Watts v. State

LEHAN, Judge.

We reverse defendant’s convictions for possession of cocaine and possession of drug paraphernalia. We conclude that the trial court erred in denying defendant’s motion to suppress and that the search and arrest of defendant grew out of an improper stop.

The arrest of defendant and seizure of the cocaine and drug paraphernalia resulted from a stop of defendant by an officer approximately thirty minutes after a report of a robbery which occurred four or five blocks away from where the officer observed defendant standing on a street corner holding a baby and talking to a woman.
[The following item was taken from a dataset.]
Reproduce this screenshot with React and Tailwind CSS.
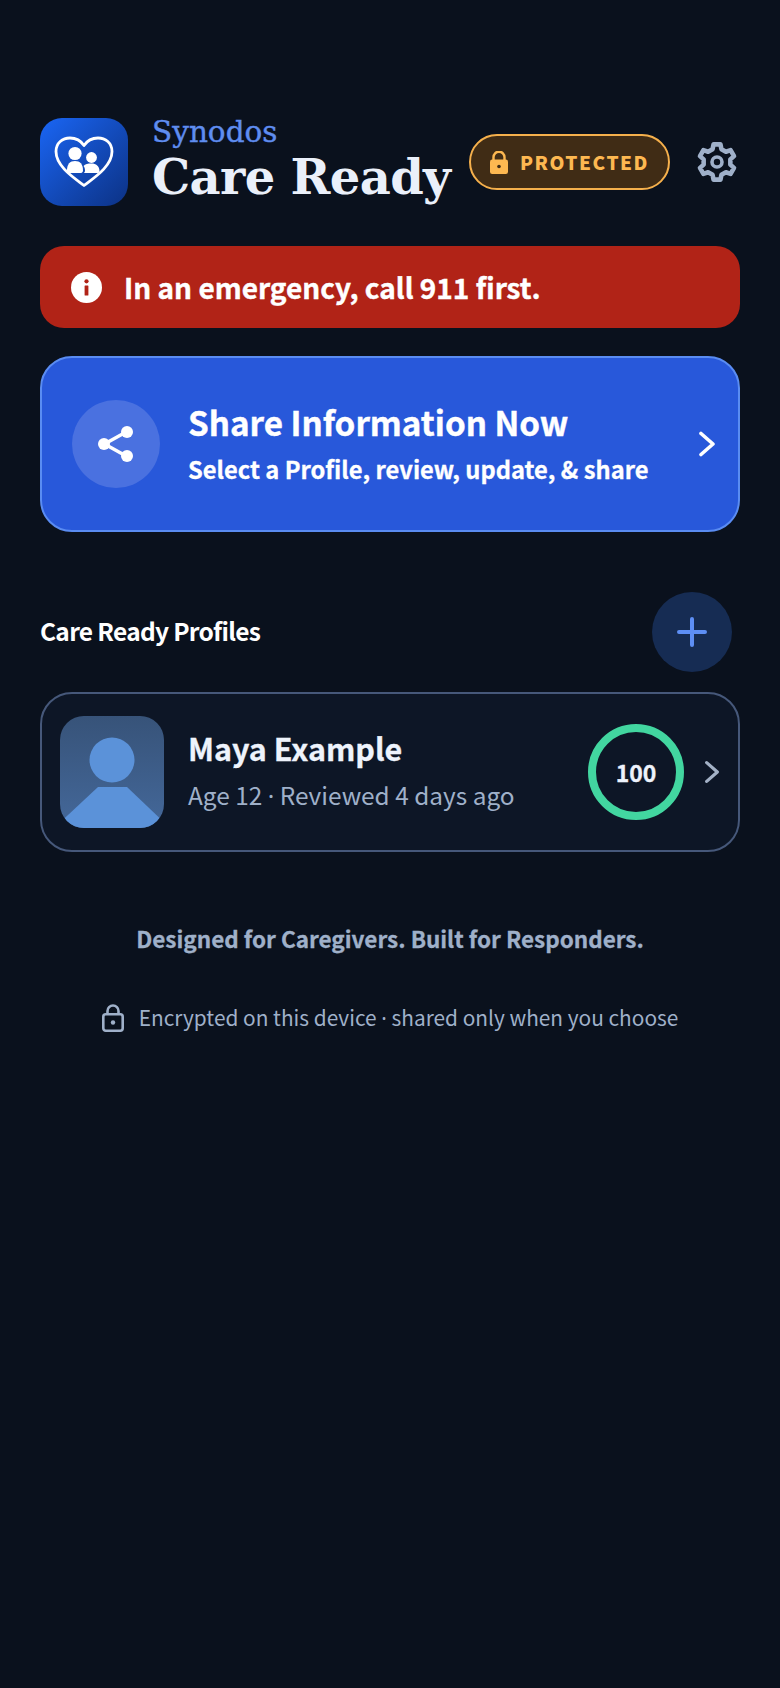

The description of the suspects which had been given to the officer were “a black male, approximately six feet tall, slim build, grayish-bluish type pullover shirt and blue jeans, possibly in his teens.” The other individual was described as being a “shorter, heavier black male with the same color shirt.” Although the officer’s testimony was to the effect that when he first observed defendant he thought defendant matched the physical description of the first of the foregoing suspects, he also testified that when he approached defendant he realized that defendant did not match the age and height description. Defendant was 37 years old and 5’6” tall. Defendant was wearing a gray shirt.

Following the stop the officer noticed a bulge at defendant’s ankle and, after raising defendant’s trouser leg, saw a paper bag in defendant’s sock. The officer touched the bag, ascertained that it contained syringes, opened the bag, and discovered syringes. A subsequent search produced cocaine from defendant’s pocket.

An officer can only stop and detain a citizen if he has a “founded suspicion” of illegal activity. § 901.151, Fla.Stat. (1983); State v. W.O.R., 382 So.2d 763 (Fla. 2d DCA), petition for review denied, 388 So.2d 1120 (Fla.1980); State v. Hunt, 391 So.2d 760 (Fla. 5th DCA 1980). A founded suspicion is a suspicion which has some factual foundation in the circumstances observed by the officer when interpreted in light of the officer’s knowledge. State v. Spurling, 385 So.2d 672, 674 (Fla. 2d DCA), petition for review denied, 392 So.2d 1379 (Fla.1980); State v. Stevens, 354 So.2d 1244 (Fla. 4th DCA 1978).

In finding that the stop in this case was improper we apply the proscription that “[a] vague description simply will not justify a law enforcement officer in stopping every individual ... which might possibly meet that description.” Sumlin v. State, 433 So.2d 1303, 1304 (Fla. 2d DCA 1983). See also L.T.S. v. State, 391 So.2d 695 (Fla. 1st DCA 1980).

*258The record contains no evidence of any distinctive or unique characteristic of defendant’s shirt as matching that of one of the robbery suspects. We note that following defendant’s arrest, the victims of the robbery failed to identify him as one of the robbers and he was not charged with the robbery.

Reversed and remanded.

CAMPBELL, A.C.J., and FRANK, J., concur.